_Dataset content_.
* * *

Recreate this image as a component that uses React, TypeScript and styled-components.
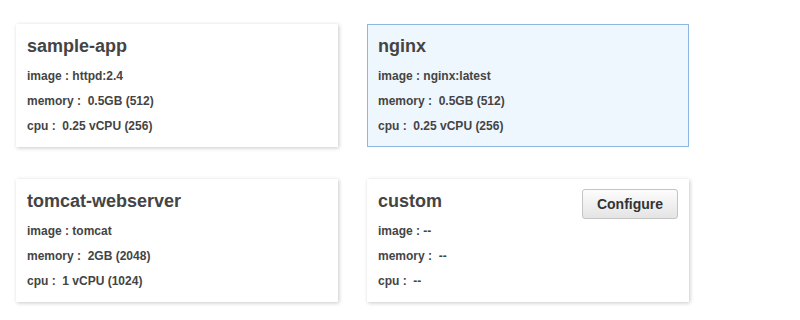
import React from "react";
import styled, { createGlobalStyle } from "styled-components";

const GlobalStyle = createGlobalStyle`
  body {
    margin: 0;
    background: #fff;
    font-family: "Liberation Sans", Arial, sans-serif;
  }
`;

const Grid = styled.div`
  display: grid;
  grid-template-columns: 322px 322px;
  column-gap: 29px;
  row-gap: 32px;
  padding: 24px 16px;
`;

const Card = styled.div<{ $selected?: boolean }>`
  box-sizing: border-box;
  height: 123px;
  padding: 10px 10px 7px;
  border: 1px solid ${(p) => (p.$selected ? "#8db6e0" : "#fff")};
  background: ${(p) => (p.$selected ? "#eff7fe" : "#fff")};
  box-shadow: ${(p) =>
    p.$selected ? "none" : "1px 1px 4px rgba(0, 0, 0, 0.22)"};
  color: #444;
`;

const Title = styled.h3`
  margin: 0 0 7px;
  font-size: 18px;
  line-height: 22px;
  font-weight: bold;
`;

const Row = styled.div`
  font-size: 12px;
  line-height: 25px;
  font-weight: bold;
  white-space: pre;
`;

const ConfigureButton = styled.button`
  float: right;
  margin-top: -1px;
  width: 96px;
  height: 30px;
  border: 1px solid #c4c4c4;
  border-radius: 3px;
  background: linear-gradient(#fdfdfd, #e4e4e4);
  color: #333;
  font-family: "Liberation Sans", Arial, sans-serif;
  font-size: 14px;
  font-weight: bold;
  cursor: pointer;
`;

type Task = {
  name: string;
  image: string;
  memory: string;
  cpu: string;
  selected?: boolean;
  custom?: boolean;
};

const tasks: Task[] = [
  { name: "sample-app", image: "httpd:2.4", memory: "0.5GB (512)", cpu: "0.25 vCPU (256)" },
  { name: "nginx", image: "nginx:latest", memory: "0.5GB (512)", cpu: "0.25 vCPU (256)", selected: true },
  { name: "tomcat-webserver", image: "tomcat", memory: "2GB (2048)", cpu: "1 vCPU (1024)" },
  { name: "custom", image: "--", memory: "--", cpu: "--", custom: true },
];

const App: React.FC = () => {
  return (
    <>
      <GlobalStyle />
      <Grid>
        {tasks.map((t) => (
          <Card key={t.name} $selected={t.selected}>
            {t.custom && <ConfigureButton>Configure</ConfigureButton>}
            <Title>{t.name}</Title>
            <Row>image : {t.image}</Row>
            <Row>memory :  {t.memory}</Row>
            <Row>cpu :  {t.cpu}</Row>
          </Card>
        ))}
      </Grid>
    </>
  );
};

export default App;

* * *

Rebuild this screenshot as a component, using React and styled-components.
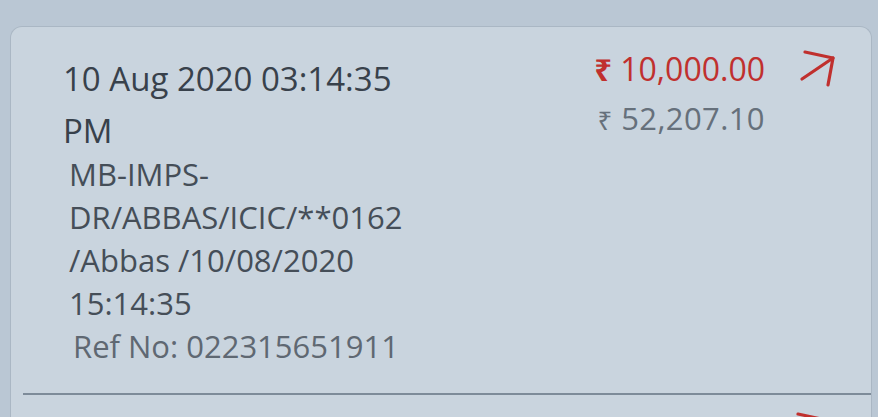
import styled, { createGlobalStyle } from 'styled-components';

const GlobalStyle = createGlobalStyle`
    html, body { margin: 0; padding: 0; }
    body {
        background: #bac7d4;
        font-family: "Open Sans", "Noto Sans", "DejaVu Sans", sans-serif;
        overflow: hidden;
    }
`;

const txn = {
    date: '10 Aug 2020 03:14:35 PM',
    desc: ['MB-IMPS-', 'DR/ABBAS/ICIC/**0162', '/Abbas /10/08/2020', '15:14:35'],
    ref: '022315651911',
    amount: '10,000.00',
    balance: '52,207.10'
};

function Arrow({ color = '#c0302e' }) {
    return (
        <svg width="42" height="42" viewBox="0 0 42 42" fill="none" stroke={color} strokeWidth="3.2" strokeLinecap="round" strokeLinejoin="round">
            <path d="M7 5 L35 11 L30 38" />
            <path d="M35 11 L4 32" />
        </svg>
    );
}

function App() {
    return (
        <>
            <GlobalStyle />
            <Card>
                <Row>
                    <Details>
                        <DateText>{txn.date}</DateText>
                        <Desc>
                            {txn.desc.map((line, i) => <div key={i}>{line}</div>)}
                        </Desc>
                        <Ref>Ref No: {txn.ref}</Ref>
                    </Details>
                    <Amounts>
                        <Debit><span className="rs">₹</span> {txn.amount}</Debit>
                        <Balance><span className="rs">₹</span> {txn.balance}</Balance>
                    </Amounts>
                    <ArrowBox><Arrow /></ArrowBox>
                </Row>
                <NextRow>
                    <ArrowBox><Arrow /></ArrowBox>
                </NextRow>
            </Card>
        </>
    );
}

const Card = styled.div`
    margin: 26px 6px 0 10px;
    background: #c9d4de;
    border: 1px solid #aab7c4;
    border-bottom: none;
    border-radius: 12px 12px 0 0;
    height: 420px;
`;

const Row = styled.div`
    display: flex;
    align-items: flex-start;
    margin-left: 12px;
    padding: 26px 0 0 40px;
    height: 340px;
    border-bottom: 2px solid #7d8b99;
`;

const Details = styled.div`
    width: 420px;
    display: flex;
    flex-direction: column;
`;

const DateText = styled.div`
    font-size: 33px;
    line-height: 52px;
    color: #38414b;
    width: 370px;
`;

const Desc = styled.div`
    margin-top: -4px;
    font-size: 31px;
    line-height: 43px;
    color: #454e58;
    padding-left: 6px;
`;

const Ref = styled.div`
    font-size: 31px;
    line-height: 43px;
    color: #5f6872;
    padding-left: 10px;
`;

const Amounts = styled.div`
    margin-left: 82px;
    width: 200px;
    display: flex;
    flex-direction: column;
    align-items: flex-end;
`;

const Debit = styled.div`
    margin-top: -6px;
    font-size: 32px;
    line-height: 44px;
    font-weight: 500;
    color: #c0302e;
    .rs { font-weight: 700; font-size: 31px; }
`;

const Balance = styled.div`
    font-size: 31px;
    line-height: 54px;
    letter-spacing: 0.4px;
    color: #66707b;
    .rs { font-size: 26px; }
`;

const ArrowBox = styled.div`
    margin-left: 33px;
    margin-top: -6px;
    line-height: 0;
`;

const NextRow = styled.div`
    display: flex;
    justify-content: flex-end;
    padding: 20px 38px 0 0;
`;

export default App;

* * *

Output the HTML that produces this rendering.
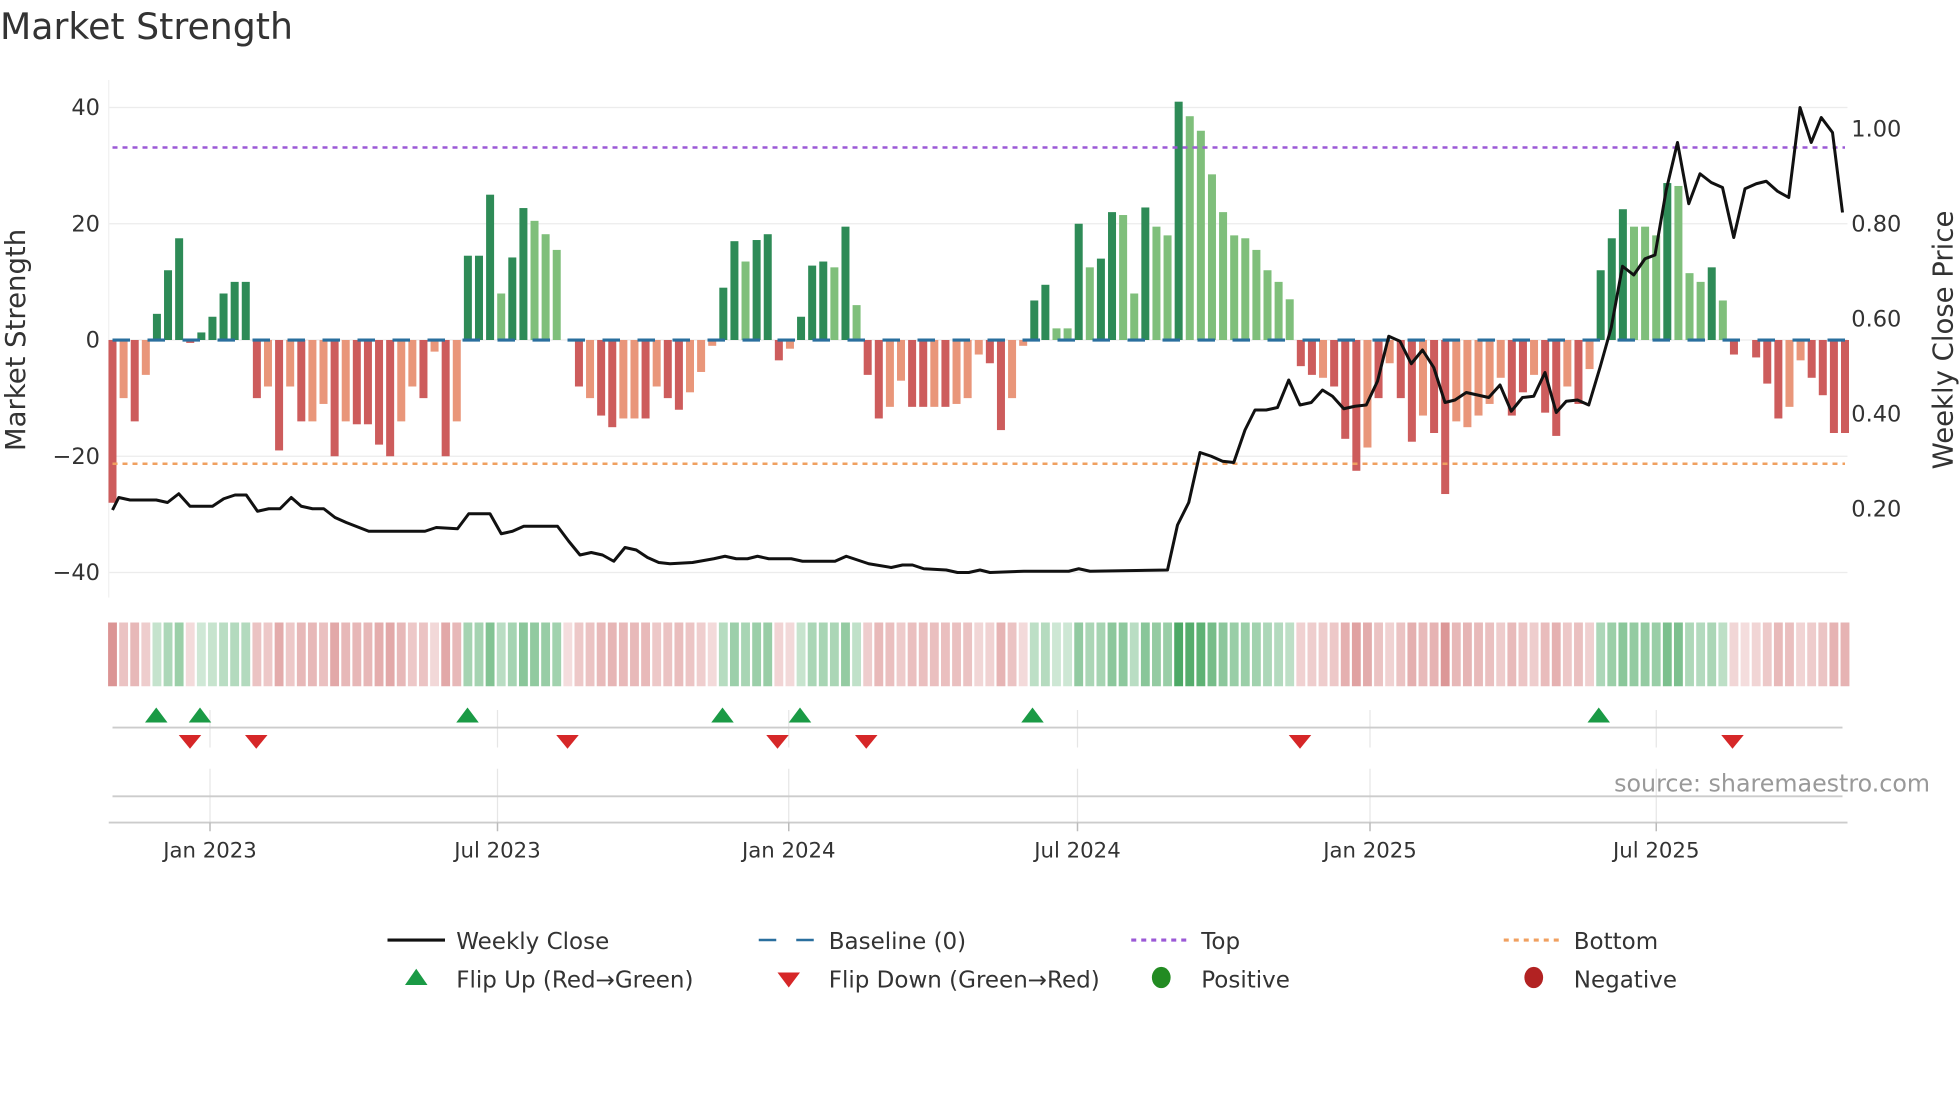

* * *

_What is asked_. Wherever "React" shows up in a line, copy that line.

_Written response_.
Recreate this image as a component that uses React, TypeScript and styled-components.
import React from "react";
const App: React.FC = () => {
Rebuild this screenshot as a component, using React and styled-components.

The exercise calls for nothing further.